• Instructions for the task
Produce an exact copy of all the data below, dropping every image.
* start Raw data *
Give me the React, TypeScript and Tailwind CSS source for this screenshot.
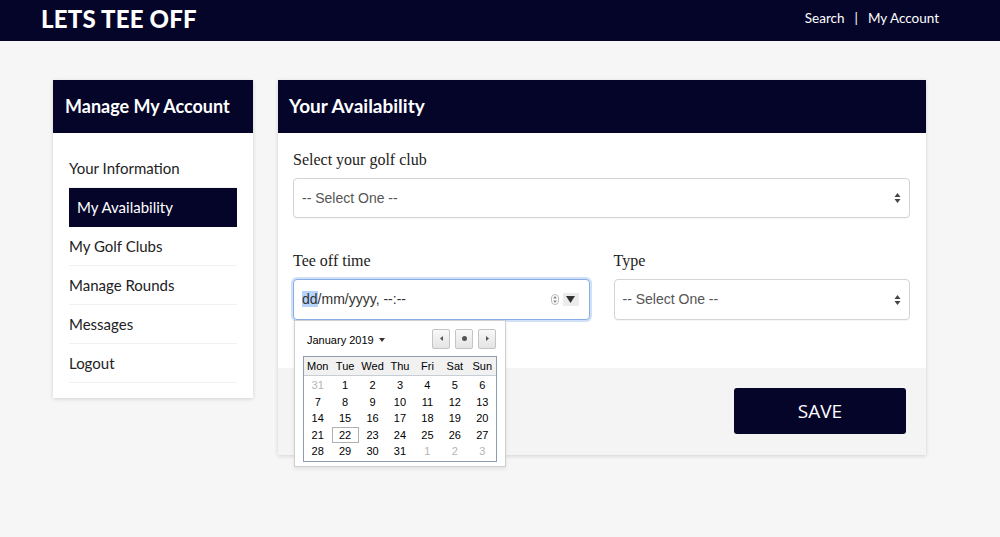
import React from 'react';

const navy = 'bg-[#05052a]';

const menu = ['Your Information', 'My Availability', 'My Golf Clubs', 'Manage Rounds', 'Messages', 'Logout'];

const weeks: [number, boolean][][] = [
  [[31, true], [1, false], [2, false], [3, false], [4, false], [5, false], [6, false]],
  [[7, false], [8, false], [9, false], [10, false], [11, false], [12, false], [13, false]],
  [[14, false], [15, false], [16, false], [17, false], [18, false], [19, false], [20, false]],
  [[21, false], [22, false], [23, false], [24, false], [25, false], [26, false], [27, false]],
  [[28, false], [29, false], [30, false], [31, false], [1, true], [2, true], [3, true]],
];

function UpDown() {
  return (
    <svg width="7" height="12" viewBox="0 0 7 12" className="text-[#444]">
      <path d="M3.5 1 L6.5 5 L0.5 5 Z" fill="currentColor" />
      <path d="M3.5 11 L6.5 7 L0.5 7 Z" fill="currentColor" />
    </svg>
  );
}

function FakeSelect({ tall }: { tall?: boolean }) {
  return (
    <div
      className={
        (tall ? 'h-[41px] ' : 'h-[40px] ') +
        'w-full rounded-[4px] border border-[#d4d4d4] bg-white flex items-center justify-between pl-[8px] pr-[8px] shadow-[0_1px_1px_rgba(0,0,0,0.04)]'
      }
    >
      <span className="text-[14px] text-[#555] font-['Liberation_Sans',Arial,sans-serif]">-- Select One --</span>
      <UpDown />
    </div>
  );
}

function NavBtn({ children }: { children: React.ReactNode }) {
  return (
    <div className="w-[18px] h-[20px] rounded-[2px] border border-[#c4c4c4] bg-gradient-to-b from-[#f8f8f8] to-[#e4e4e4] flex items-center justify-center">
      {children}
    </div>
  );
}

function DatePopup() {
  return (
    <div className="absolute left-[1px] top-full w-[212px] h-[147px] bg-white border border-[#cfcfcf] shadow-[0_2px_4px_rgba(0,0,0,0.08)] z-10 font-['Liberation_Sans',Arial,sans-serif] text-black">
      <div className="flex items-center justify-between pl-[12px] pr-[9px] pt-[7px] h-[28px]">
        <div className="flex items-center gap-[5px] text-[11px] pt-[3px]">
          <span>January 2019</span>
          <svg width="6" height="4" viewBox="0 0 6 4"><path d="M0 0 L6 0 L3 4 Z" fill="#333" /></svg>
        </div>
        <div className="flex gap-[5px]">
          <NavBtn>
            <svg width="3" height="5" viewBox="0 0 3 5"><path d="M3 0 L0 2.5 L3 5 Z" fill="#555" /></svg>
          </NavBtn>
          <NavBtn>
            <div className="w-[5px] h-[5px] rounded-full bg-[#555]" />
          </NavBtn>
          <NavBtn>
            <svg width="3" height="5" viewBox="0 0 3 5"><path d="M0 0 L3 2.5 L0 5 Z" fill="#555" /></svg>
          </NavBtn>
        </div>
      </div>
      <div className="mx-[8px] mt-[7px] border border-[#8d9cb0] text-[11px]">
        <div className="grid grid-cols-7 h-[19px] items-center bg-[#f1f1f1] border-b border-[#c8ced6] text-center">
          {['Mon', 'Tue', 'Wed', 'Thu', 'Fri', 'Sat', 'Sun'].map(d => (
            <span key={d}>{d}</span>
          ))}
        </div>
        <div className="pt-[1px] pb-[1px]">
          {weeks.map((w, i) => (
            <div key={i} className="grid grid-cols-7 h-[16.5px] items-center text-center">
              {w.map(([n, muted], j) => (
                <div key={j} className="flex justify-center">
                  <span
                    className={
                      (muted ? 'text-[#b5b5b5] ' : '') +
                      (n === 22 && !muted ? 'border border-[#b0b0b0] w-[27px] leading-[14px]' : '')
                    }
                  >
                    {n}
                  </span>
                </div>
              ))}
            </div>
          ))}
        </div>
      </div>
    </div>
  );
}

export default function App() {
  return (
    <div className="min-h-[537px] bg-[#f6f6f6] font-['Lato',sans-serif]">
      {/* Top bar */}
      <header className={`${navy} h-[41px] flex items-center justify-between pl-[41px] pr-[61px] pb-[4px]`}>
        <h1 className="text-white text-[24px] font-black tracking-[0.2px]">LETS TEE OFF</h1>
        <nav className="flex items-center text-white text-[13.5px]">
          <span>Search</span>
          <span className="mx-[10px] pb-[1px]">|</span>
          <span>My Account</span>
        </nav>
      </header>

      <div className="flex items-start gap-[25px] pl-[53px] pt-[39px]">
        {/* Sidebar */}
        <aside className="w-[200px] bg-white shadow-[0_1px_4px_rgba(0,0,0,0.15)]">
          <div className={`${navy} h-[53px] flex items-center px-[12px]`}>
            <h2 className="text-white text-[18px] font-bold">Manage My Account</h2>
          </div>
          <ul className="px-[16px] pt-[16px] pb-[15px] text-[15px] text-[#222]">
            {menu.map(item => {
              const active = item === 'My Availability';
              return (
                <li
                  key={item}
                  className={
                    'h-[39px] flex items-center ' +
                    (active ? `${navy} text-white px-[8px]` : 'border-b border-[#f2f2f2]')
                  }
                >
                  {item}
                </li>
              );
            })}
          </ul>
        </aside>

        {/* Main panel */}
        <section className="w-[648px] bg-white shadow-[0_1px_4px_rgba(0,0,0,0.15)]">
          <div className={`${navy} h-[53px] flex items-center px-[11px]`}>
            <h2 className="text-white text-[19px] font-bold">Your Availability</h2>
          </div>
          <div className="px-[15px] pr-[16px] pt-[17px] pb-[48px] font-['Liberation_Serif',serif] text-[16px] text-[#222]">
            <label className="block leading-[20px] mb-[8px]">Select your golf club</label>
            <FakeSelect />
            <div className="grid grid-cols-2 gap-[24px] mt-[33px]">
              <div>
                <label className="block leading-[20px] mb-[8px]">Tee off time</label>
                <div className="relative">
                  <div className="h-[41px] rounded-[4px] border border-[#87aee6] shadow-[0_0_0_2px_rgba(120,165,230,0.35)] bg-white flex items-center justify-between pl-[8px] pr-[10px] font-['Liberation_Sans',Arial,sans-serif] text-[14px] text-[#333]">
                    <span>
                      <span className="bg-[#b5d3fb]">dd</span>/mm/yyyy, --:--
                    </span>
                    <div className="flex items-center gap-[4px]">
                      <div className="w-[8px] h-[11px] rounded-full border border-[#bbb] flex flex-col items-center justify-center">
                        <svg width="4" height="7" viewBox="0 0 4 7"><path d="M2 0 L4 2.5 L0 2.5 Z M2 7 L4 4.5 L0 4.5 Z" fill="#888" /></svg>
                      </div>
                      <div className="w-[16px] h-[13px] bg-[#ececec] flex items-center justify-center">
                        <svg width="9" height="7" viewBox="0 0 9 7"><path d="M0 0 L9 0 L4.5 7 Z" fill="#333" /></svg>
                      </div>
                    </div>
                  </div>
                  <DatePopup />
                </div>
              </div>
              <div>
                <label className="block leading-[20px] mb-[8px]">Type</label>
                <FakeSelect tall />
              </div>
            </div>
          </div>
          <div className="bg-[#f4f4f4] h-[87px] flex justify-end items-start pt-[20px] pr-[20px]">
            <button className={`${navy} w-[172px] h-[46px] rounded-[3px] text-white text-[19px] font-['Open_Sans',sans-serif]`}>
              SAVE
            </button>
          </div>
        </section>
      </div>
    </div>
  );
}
* end Raw data *
• Result for this task
Give me the React, TypeScript and Tailwind CSS source for this screenshot.
import React from 'react';

const navy = 'bg-[#05052a]';

const menu = ['Your Information', 'My Availability', 'My Golf Clubs', 'Manage Rounds', 'Messages', 'Logout'];

const weeks: [number, boolean][][] = [
  [[31, true], [1, false], [2, false], [3, false], [4, false], [5, false], [6, false]],
  [[7, false], [8, false], [9, false], [10, false], [11, false], [12, false], [13, false]],
  [[14, false], [15, false], [16, false], [17, false], [18, false], [19, false], [20, false]],
  [[21, false], [22, false], [23, false], [24, false], [25, false], [26, false], [27, false]],
  [[28, false], [29, false], [30, false], [31, false], [1, true], [2, true], [3, true]],
];

function UpDown() {
  return (
    <svg width="7" height="12" viewBox="0 0 7 12" className="text-[#444]">
      <path d="M3.5 1 L6.5 5 L0.5 5 Z" fill="currentColor" />
      <path d="M3.5 11 L6.5 7 L0.5 7 Z" fill="currentColor" />
    </svg>
  );
}

function FakeSelect({ tall }: { tall?: boolean }) {
  return (
    <div
      className={
        (tall ? 'h-[41px] ' : 'h-[40px] ') +
        'w-full rounded-[4px] border border-[#d4d4d4] bg-white flex items-center justify-between pl-[8px] pr-[8px] shadow-[0_1px_1px_rgba(0,0,0,0.04)]'
      }
    >
      <span className="text-[14px] text-[#555] font-['Liberation_Sans',Arial,sans-serif]">-- Select One --</span>
      <UpDown />
    </div>
  );
}

function NavBtn({ children }: { children: React.ReactNode }) {
  return (
    <div className="w-[18px] h-[20px] rounded-[2px] border border-[#c4c4c4] bg-gradient-to-b from-[#f8f8f8] to-[#e4e4e4] flex items-center justify-center">
      {children}
    </div>
  );
}

function DatePopup() {
  return (
    <div className="absolute left-[1px] top-full w-[212px] h-[147px] bg-white border border-[#cfcfcf] shadow-[0_2px_4px_rgba(0,0,0,0.08)] z-10 font-['Liberation_Sans',Arial,sans-serif] text-black">
      <div className="flex items-center justify-between pl-[12px] pr-[9px] pt-[7px] h-[28px]">
        <div className="flex items-center gap-[5px] text-[11px] pt-[3px]">
          <span>January 2019</span>
          <svg width="6" height="4" viewBox="0 0 6 4"><path d="M0 0 L6 0 L3 4 Z" fill="#333" /></svg>
        </div>
        <div className="flex gap-[5px]">
          <NavBtn>
            <svg width="3" height="5" viewBox="0 0 3 5"><path d="M3 0 L0 2.5 L3 5 Z" fill="#555" /></svg>
          </NavBtn>
          <NavBtn>
            <div className="w-[5px] h-[5px] rounded-full bg-[#555]" />
          </NavBtn>
          <NavBtn>
            <svg width="3" height="5" viewBox="0 0 3 5"><path d="M0 0 L3 2.5 L0 5 Z" fill="#555" /></svg>
          </NavBtn>
        </div>
      </div>
      <div className="mx-[8px] mt-[7px] border border-[#8d9cb0] text-[11px]">
        <div className="grid grid-cols-7 h-[19px] items-center bg-[#f1f1f1] border-b border-[#c8ced6] text-center">
          {['Mon', 'Tue', 'Wed', 'Thu', 'Fri', 'Sat', 'Sun'].map(d => (
            <span key={d}>{d}</span>
          ))}
        </div>
        <div className="pt-[1px] pb-[1px]">
          {weeks.map((w, i) => (
            <div key={i} className="grid grid-cols-7 h-[16.5px] items-center text-center">
              {w.map(([n, muted], j) => (
                <div key={j} className="flex justify-center">
                  <span
                    className={
                      (muted ? 'text-[#b5b5b5] ' : '') +
                      (n === 22 && !muted ? 'border border-[#b0b0b0] w-[27px] leading-[14px]' : '')
                    }
                  >
                    {n}
                  </span>
                </div>
              ))}
            </div>
          ))}
        </div>
      </div>
    </div>
  );
}

export default function App() {
  return (
    <div className="min-h-[537px] bg-[#f6f6f6] font-['Lato',sans-serif]">
      {/* Top bar */}
      <header className={`${navy} h-[41px] flex items-center justify-between pl-[41px] pr-[61px] pb-[4px]`}>
        <h1 className="text-white text-[24px] font-black tracking-[0.2px]">LETS TEE OFF</h1>
        <nav className="flex items-center text-white text-[13.5px]">
          <span>Search</span>
          <span className="mx-[10px] pb-[1px]">|</span>
          <span>My Account</span>
        </nav>
      </header>

      <div className="flex items-start gap-[25px] pl-[53px] pt-[39px]">
        {/* Sidebar */}
        <aside className="w-[200px] bg-white shadow-[0_1px_4px_rgba(0,0,0,0.15)]">
          <div className={`${navy} h-[53px] flex items-center px-[12px]`}>
            <h2 className="text-white text-[18px] font-bold">Manage My Account</h2>
          </div>
          <ul className="px-[16px] pt-[16px] pb-[15px] text-[15px] text-[#222]">
            {menu.map(item => {
              const active = item === 'My Availability';
              return (
                <li
                  key={item}
                  className={
                    'h-[39px] flex items-center ' +
                    (active ? `${navy} text-white px-[8px]` : 'border-b border-[#f2f2f2]')
                  }
                >
                  {item}
                </li>
              );
            })}
          </ul>
        </aside>

        {/* Main panel */}
        <section className="w-[648px] bg-white shadow-[0_1px_4px_rgba(0,0,0,0.15)]">
          <div className={`${navy} h-[53px] flex items-center px-[11px]`}>
            <h2 className="text-white text-[19px] font-bold">Your Availability</h2>
          </div>
          <div className="px-[15px] pr-[16px] pt-[17px] pb-[48px] font-['Liberation_Serif',serif] text-[16px] text-[#222]">
            <label className="block leading-[20px] mb-[8px]">Select your golf club</label>
            <FakeSelect />
            <div className="grid grid-cols-2 gap-[24px] mt-[33px]">
              <div>
                <label className="block leading-[20px] mb-[8px]">Tee off time</label>
                <div className="relative">
                  <div className="h-[41px] rounded-[4px] border border-[#87aee6] shadow-[0_0_0_2px_rgba(120,165,230,0.35)] bg-white flex items-center justify-between pl-[8px] pr-[10px] font-['Liberation_Sans',Arial,sans-serif] text-[14px] text-[#333]">
                    <span>
                      <span className="bg-[#b5d3fb]">dd</span>/mm/yyyy, --:--
                    </span>
                    <div className="flex items-center gap-[4px]">
                      <div className="w-[8px] h-[11px] rounded-full border border-[#bbb] flex flex-col items-center justify-center">
                        <svg width="4" height="7" viewBox="0 0 4 7"><path d="M2 0 L4 2.5 L0 2.5 Z M2 7 L4 4.5 L0 4.5 Z" fill="#888" /></svg>
                      </div>
                      <div className="w-[16px] h-[13px] bg-[#ececec] flex items-center justify-center">
                        <svg width="9" height="7" viewBox="0 0 9 7"><path d="M0 0 L9 0 L4.5 7 Z" fill="#333" /></svg>
                      </div>
                    </div>
                  </div>
                  <DatePopup />
                </div>
              </div>
              <div>
                <label className="block leading-[20px] mb-[8px]">Type</label>
                <FakeSelect tall />
              </div>
            </div>
          </div>
          <div className="bg-[#f4f4f4] h-[87px] flex justify-end items-start pt-[20px] pr-[20px]">
            <button className={`${navy} w-[172px] h-[46px] rounded-[3px] text-white text-[19px] font-['Open_Sans',sans-serif]`}>
              SAVE
            </button>
          </div>
        </section>
      </div>
    </div>
  );
}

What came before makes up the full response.